The Tashkent Region consists of 15 districts (listed below) and seven district-level cities: Nurafshon, Olmaliq, Angren, Bekabad, Ohangaron, Chirchiq and Yangiyoʻl.

|  | District name | District capital |
|---|---|---|
| 1 | Bekabad District | Zafar |
| 2 | Boʻstonliq District | Gʻazalkent |
| 3 | Boʻka District | Boʻka |
| 4 | Chinoz District | Chinoz |
| 5 | Qibray District | Qibray |
| 6 | Ohangaron District | Ohangaron |
| 7 | Oqqoʻrgʻon District | Oqqoʻrgʻon |
| 8 | Parkent District | Parkent |
| 9 | Piskent District | Piskent |
| 10 | Quyichirchiq District | Doʻstobod |
| 11 | Zangiota District | Eshonguzar |
| 12 | Oʻrtachirchiq District | Nurafshon |
| 13 | Yangiyoʻl District | Yangiyoʻl |
| 14 | Yuqorichirchiq District | Yangibozor |
| 15 | Tashkent District | Keles |

There are 16 cities (Nurafshon, Olmaliq, Angren, Bekabad, Ohangaron, Chirchiq, Yangiyoʻl, Oqqoʻrgʻon, Gʻazalkent, Boʻka, Parkent, Piskent, Chinoz, Keles, Doʻstobod, Yangiobod) and 95 urban-type settlements in the Tashkent Region.

==Climate==

The climate is a typically continental climate with mild wet winters and hot dry summers.
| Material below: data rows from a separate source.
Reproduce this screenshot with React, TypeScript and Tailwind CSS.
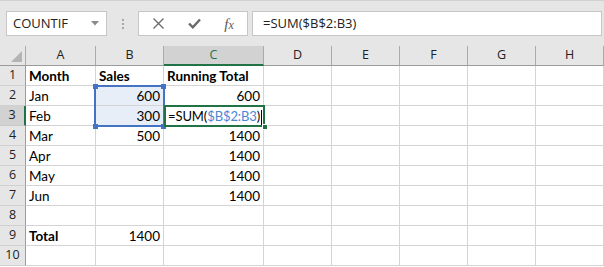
import React from 'react';

const cols = ['A', 'B', 'C', 'D', 'E', 'F', 'G', 'H'];

type Cell = { v?: string; bold?: boolean; right?: boolean };

const rows: Cell[][] = [
  [{ v: 'Month', bold: true }, { v: 'Sales', bold: true }, { v: 'Running Total', bold: true }],
  [{ v: 'Jan' }, { v: '600', right: true }, { v: '600', right: true }],
  [{ v: 'Feb' }, { v: '300', right: true }, {}],
  [{ v: 'Mar' }, { v: '500', right: true }, { v: '1400', right: true }],
  [{ v: 'Apr' }, {}, { v: '1400', right: true }],
  [{ v: 'May' }, {}, { v: '1400', right: true }],
  [{ v: 'Jun' }, {}, { v: '1400', right: true }],
  [{}, {}, {}],
  [{ v: 'Total', bold: true }, { v: '1400', right: true }, {}],
  [{}, {}, {}],
];

const ui = "font-['Open_Sans',sans-serif]";
const cellFont = "font-['Lato',sans-serif]";

export default function App() {
  return (
    <div className="relative w-[604px] h-[267px] overflow-hidden bg-white">
      {/* Toolbar */}
      <div className={`h-[46px] bg-[#e6e6e6] border-t border-[#d2d2d2] flex items-start pt-[10px] ${ui}`}>
        <div className="ml-[6px] w-[101px] h-[25px] bg-white border border-[#c6c6c6] flex items-center justify-between pl-[6px] pr-[7px]">
          <span className="text-[13px] text-[#222] leading-none">COUNTIF</span>
          <svg width="8" height="5" viewBox="0 0 8 5">
            <path d="M0 0 L8 0 L4 4.5 Z" fill="#8a8a8a" />
          </svg>
        </div>
        <div className="w-[31px] h-[25px] flex flex-col items-center justify-center gap-[2px]">
          <div className="w-[2px] h-[2px] bg-[#a6a6a6]" />
          <div className="w-[2px] h-[2px] bg-[#a6a6a6]" />
          <div className="w-[2px] h-[2px] bg-[#a6a6a6]" />
        </div>
        <div className="w-[110px] h-[25px] bg-white border border-[#c6c6c6] flex items-center">
          <div className="w-[38px] flex justify-center">
            <svg width="11" height="11" viewBox="0 0 11 11">
              <path d="M0.5 0.5 L10.5 10.5 M10.5 0.5 L0.5 10.5" stroke="#6a6a6a" strokeWidth="1.3" />
            </svg>
          </div>
          <div className="w-[34px] flex justify-center">
            <svg width="13" height="11" viewBox="0 0 13 11">
              <path d="M1 5.5 L4.8 9.3 L12 1.5" stroke="#6a6a6a" strokeWidth="2.4" fill="none" />
            </svg>
          </div>
          <div className="w-[36px] flex justify-center pt-[2px]">
            <span className="font-['Liberation_Serif',serif] italic text-[15px] text-[#5a5a5a] leading-none">
              f<span className="text-[12px]">x</span>
            </span>
          </div>
        </div>
        <div className="ml-[4px] w-[350px] h-[25px] bg-white border border-[#c6c6c6] flex items-center pl-[10px]">
          <span className="text-[13px] text-[#222] leading-none">=SUM($B$2:B3)</span>
        </div>
      </div>

      {/* Grid */}
      <div className="grid grid-cols-[26px_70px_68px_100px_68px_68px_68px_68px_68px]">
        {/* Header row */}
        <div className="h-[20px] bg-[#e6e6e6] border-r border-[#ababab] border-b border-b-[#9b9b9b] relative">
          <svg className="absolute right-[3px] bottom-[3px]" width="11" height="11" viewBox="0 0 11 11">
            <path d="M11 0 L11 11 L0 11 Z" fill="#b4b4b4" />
          </svg>
        </div>
        {cols.map((c) =>
          c === 'C' ? (
            <div
              key={c}
              className={`h-[20px] bg-[#d2d2d2] border-r border-[#ababab] border-b-2 border-b-[#217346] flex items-center justify-center text-[12.5px] text-[#217346] ${ui}`}
            >
              {c}
            </div>
          ) : (
            <div
              key={c}
              className={`h-[20px] bg-[#e6e6e6] border-r border-[#ababab] border-b border-b-[#9b9b9b] flex items-center justify-center text-[12.5px] text-[#222] ${ui}`}
            >
              {c}
            </div>
          )
        )}

        {rows.map((r, i) => (
          <React.Fragment key={i}>
            {i === 2 ? (
              <div className={`h-[20px] bg-[#d2d2d2] border-r-2 border-[#217346] border-b border-b-[#c8c8c8] flex items-center justify-center text-[12.5px] text-[#222] ${ui}`}>
                {i + 1}
              </div>
            ) : (
              <div className={`h-[20px] bg-[#e6e6e6] border-r border-[#9b9b9b] border-b border-b-[#d0d0d0] flex items-center justify-center text-[12.5px] text-[#222] ${ui}`}>
                {i + 1}
              </div>
            )}
            {cols.map((c, j) => {
              const cell = r[j] || {};
              const inRange = j === 1 && (i === 1 || i === 2);
              return (
                <div
                  key={c}
                  className={`h-[20px] border-r border-b border-[#d4d4d4] px-[3px] pt-[2px] flex items-center ${cell.right ? 'justify-end' : 'justify-start'} ${inRange ? 'bg-[#e8eef8]' : 'bg-white'} ${cellFont} text-[13.5px] text-black ${cell.bold ? 'font-bold' : 'font-normal'} whitespace-nowrap`}
                >
                  {cell.v}
                </div>
              );
            })}
          </React.Fragment>
        ))}
      </div>

      {/* Blue range selection B2:B3 */}
      <div className="absolute left-[94px] top-[85px] w-[71px] h-[42px] border-2 border-[#4472c4] pointer-events-none" />
      <div className="absolute left-[93px] top-[84px] w-[5px] h-[5px] bg-[#4472c4]" />
      <div className="absolute left-[161px] top-[84px] w-[5px] h-[5px] bg-[#4472c4]" />
      <div className="absolute left-[93px] top-[124px] w-[5px] h-[5px] bg-[#4472c4]" />
      <div className="absolute left-[161px] top-[124px] w-[5px] h-[5px] bg-[#4472c4]" />

      {/* Active cell C3 */}
      <div className={`absolute left-[164px] top-[105px] w-[101px] h-[22px] border-2 border-[#217346] bg-white flex items-center pl-[2px] pt-[2px] ${cellFont} text-[13px] tracking-[-0.1px] text-black whitespace-nowrap`}>
        <span>=SUM(</span>
        <span className="text-[#4a86d8]">$B$2:B3</span>
        <span>)</span>
        <span className="ml-[1px] w-[1px] h-[15px] bg-black" />
      </div>
      <div className="absolute left-[262px] top-[124px] w-[6px] h-[6px] bg-[#217346] border border-white" />
    </div>
  );
}
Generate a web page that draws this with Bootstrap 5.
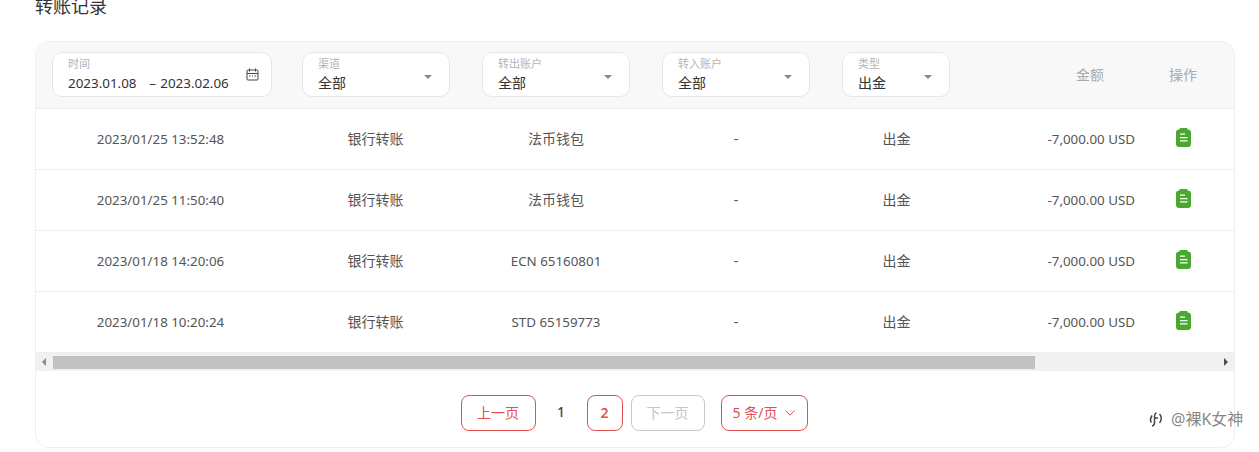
<!DOCTYPE html>
<html lang="zh-CN">
<head>
  <meta charset="UTF-8">
  <meta name="viewport" content="width=device-width, initial-scale=1.0">
  <title>转账记录</title>
  <link href="https://cdn.jsdelivr.net/npm/bootstrap@5.3.0/dist/css/bootstrap.min.css" rel="stylesheet">
  <style>
    html, body { height: 452px; overflow: hidden; }
    body {
      background: #fff;
      color: #555;
      font-family: "Noto Sans", "Noto Sans CJK SC", sans-serif;
      font-size: 14px;
      position: relative;
    }
    .page-wrap { padding: 0 24px 0 35px; }
    .page-title {
      font-size: 18px;
      line-height: 24px;
      font-weight: 400;
      color: #333;
      margin: -6px 0 23px;
    }
    .record-box {
      border: 1px solid #eee;
      border-radius: 14px;
      height: 407px;
      overflow: hidden;
    }
    .filter-bar {
      height: 67px;
      background: #f8f8f8;
      border-bottom: 1px solid #eee;
      padding: 0 0 1px 16px;
    }
    .filter-box {
      position: relative;
      flex: none;
      height: 45px;
      background: #fff;
      border: 1px solid #e6e6e6;
      border-radius: 10px;
      padding: 4px 15px 0;
      margin-right: 32px;
    }
    .w-time { width: 220px; margin-right: 30px; }
    .w-select { width: 148px; }
    .w-type { width: 108px; margin-right: 0; }
    .filter-label { font-size: 11px; line-height: 14px; color: #b4b4b4; }
    .filter-label.is-time { color: #a9b3c1; }
    .filter-value { font-size: 14px; line-height: 20px; margin-top: 2px; color: #333; white-space: pre; }
    .filter-value.is-date { font-size: 13.4px; word-spacing: 0.8px; }
    .select-caret {
      position: absolute;
      right: 17px;
      top: 22px;
      border-left: 4px solid transparent;
      border-right: 4px solid transparent;
      border-top: 4px solid #888;
    }
    .date-icon { position: absolute; right: 12px; top: 15px; }
    .head-amount { flex: none; width: 155px; text-align: right; color: #aaa; padding-right: 1px; }
    .head-action { flex: none; margin-left: 64px; color: #a3acb8; }
    .record-table { table-layout: fixed; width: 1198px; margin: 0; border-collapse: separate; border-spacing: 0; }
    .record-table td {
      height: 61px;
      padding: 0 0 1px;
      text-align: center;
      vertical-align: middle;
      color: #555;
      border-bottom: 1px solid #eee;
      background: transparent;
    }
    .record-table td.latin-text { font-size: 13.35px; padding-top: 1px; }
    .record-table td.cell-amount { text-align: right; padding-right: 15px; }
    .record-table td.cell-action { padding: 0 17px 5px 0; }
    .c-time { width: 249px; }
    .c-channel { width: 181px; }
    .c-out { width: 180px; }
    .c-in { width: 180px; }
    .c-type { width: 141px; }
    .c-amount { width: 183px; }
    .c-action { width: 84px; }
    .fake-scroll { height: 18px; background: #f1f1f1; position: relative; }
    .scroll-thumb { position: absolute; left: 17px; top: 3px; width: 982px; height: 13px; background: #c1c1c1; }
    .scroll-left, .scroll-right {
      position: absolute;
      top: 5px;
      border-top: 4px solid transparent;
      border-bottom: 4px solid transparent;
    }
    .scroll-left { left: 6px; border-right: 4px solid #888; }
    .scroll-right { right: 6px; border-left: 4px solid #505050; }
    .pager { padding: 24px 2px 0 0; }
    .pager-btn {
      height: 36px;
      padding: 0;
      border: 1px solid #e25050;
      border-radius: 8px;
      color: #e25050;
      background: #fff;
      font-size: 14px;
      line-height: 34px;
      font-family: inherit;
    }
    .pager-btn:disabled { border-color: #c8c8c8; color: #c4c4c4; background: #fff; opacity: 1; }
    .pager-wide { width: 75px; }
    .pager-next { width: 74px; }
    .pager-num { width: 36px; font-weight: 600; }
    .pager-size { width: 87px; margin-left: 8px; }
    .pager-current { width: 35px; text-align: center; line-height: 34px; height: 36px; font-weight: 500; color: #444; }
    .stamp {
      position: absolute;
      left: 1149px;
      top: 409px;
      color: #888;
      font-size: 16px;
      line-height: 20px;
      text-shadow: 0 0 2px #fff, 0 0 2px #fff;
    }
  </style>
</head>
<body>
  <div class="page-wrap">
    <h1 class="page-title">转账记录</h1>
    <div class="record-box">
      <div class="filter-bar d-flex align-items-center">
        <div class="filter-box w-time">
          <div class="filter-label is-time">时间</div>
          <div class="filter-value is-date">2023.01.08   – 2023.02.06</div>
          <svg class="date-icon" width="13" height="13" viewBox="0 0 13 13" fill="none" stroke="#444" stroke-width="1">
            <rect x="1" y="2" width="11" height="10" rx="1"/>
            <path d="M1 5.500h11M3.500 0.500v3M9.500 0.500v3M3 8h1.500M6 8h1M8.500 8h1.500"/>
          </svg>
        </div>
        <div class="filter-box w-select">
          <div class="filter-label">渠道</div>
          <div class="filter-value">全部</div>
          <span class="select-caret"></span>
        </div>
        <div class="filter-box w-select">
          <div class="filter-label">转出账户</div>
          <div class="filter-value">全部</div>
          <span class="select-caret"></span>
        </div>
        <div class="filter-box w-select">
          <div class="filter-label">转入账户</div>
          <div class="filter-value">全部</div>
          <span class="select-caret"></span>
        </div>
        <div class="filter-box w-type">
          <div class="filter-label">类型</div>
          <div class="filter-value">出金</div>
          <span class="select-caret"></span>
        </div>
        <div class="head-amount">金额</div>
        <div class="head-action">操作</div>
      </div>

      <table class="table record-table">
        <colgroup>
          <col class="c-time"><col class="c-channel"><col class="c-out"><col class="c-in"><col class="c-type"><col class="c-amount"><col class="c-action">
        </colgroup>
        <tbody id="rows"></tbody>
      </table>

      <div class="fake-scroll">
        <span class="scroll-left"></span>
        <div class="scroll-thumb"></div>
        <span class="scroll-right"></span>
      </div>

      <div class="pager d-flex justify-content-center gap-2">
        <button class="btn pager-btn pager-wide" type="button">上一页</button>
        <div class="pager-current">1</div>
        <button class="btn pager-btn pager-num" type="button">2</button>
        <button class="btn pager-btn pager-next" type="button" disabled>下一页</button>
        <button class="btn pager-btn pager-size d-flex align-items-center justify-content-center gap-2" type="button">
          5 条/页
          <svg width="10" height="6" viewBox="0 0 10 6" fill="none" stroke="#e25050" stroke-width="1"><path d="M0.500 0.500 5 5.200 9.500 0.500"/></svg>
        </button>
      </div>
    </div>
  </div>

  <div class="stamp d-flex align-items-center gap-2">
    <svg width="14" height="16" viewBox="0 0 14 16" fill="none" stroke="#444" stroke-width="1.500"><path d="M3 4.500C1.500 7 1 10 2.500 11.500M7.500 2C6 2 5.600 3.500 5.500 6V12C5.400 13.800 4.500 14.800 3 15M5.500 7H9M10.500 3C12.800 5.500 13 9.500 10.500 12"/></svg>
    <span>@裸K女神</span>
  </div>

  <script>
    var records = [
      ['2023/01/25 13:52:48', '法币钱包'],
      ['2023/01/25 11:50:40', '法币钱包'],
      ['2023/01/18 14:20:06', 'ECN 65160801'],
      ['2023/01/18 10:20:24', 'STD 65159773']
    ];
    var icon = '<svg width="15" height="19" viewBox="0 0 15 19"><path fill="#4aa82f" d="M4.500 0h6c.6 0 1 .4 1 1v.6h.5c1.600 0 3 1.200 3 3V16c0 1.700-1.300 3-3 3H3c-1.700 0-3-1.300-3-3V4.600c0-1.800 1.400-3 3-3h.5V1c0-.6.400-1 1-1z"/><path fill="#fff" d="M4 5.500h5v1.300H4zM4 9h7.500v1.300H4zM4 12.200h7.500v1.300H4z"/></svg>';
    document.getElementById('rows').innerHTML = records.map(function (r) {
      var accountClass = /\d/.test(r[1]) ? ' class="latin-text"' : '';
      return '<tr><td class="latin-text">' + r[0] + '</td><td>银行转账</td><td' + accountClass + '>' + r[1] + '</td><td>-</td><td>出金</td>' +
        '<td class="cell-amount latin-text">-7,000.00 USD</td><td class="cell-action">' + icon + '</td></tr>';
    }).join('');
  </script>
  <script src="https://cdn.jsdelivr.net/npm/bootstrap@5.3.0/dist/js/bootstrap.bundle.min.js"></script>
</body>
</html>
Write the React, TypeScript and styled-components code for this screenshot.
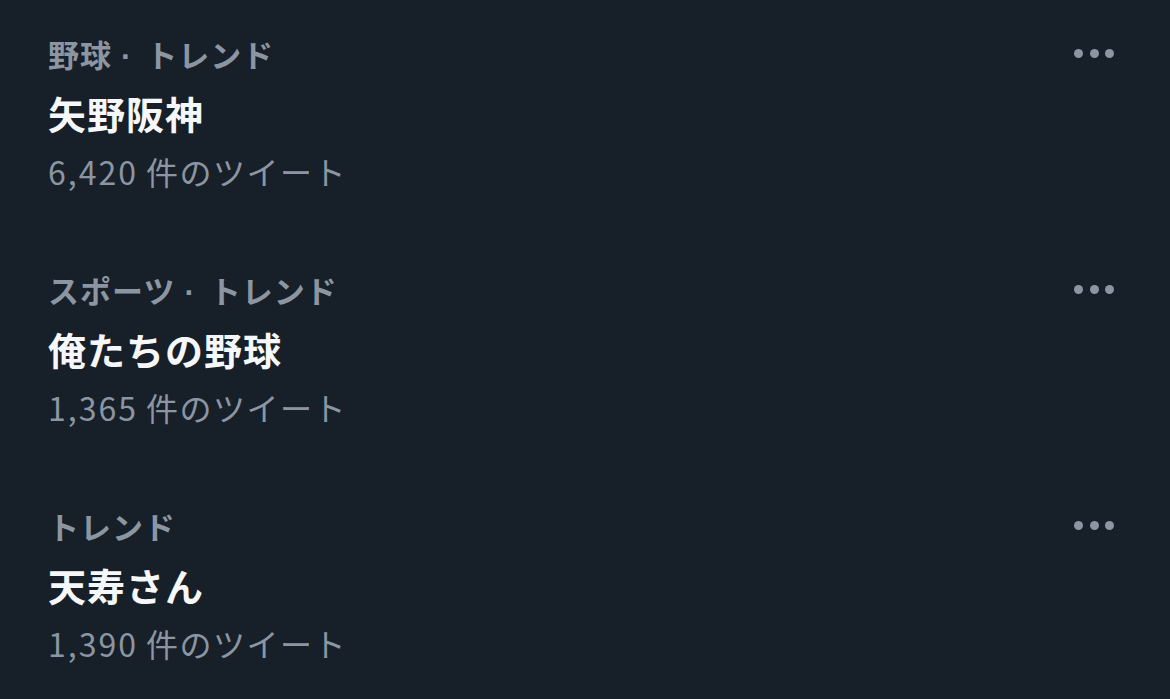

Chatkal National Park, with mountains and forests, is located within Tashkent Region.

==Economy==

Natural resources include copper, brown coal, molybdenum, zinc, gold, silver, rare earths, natural gas, petroleum, sulfur, table salt, limestone, and granite.

Tashkent Region is the most economically developed in the country. Industry includes energy production, mining, metallurgy, fertilizers, chemicals, electronics, textiles, cotton purification, food processing and footwear.

Tashkent Region also has a highly developed agricultural industry, based primarily on irrigation to which the Tuyabuguz Reservoir is a major contributor. The main crops are cotton and hemp, but cereals, melons and gourds, fruit and vegetables and citrus fruits are increasing. Livestock is also important.

The region has a well-developed transportation infrastructure, with over 360 km of railways and 3771 km of surfaced roads. Tashkent has a large international airport, which is the main air gateway to the country.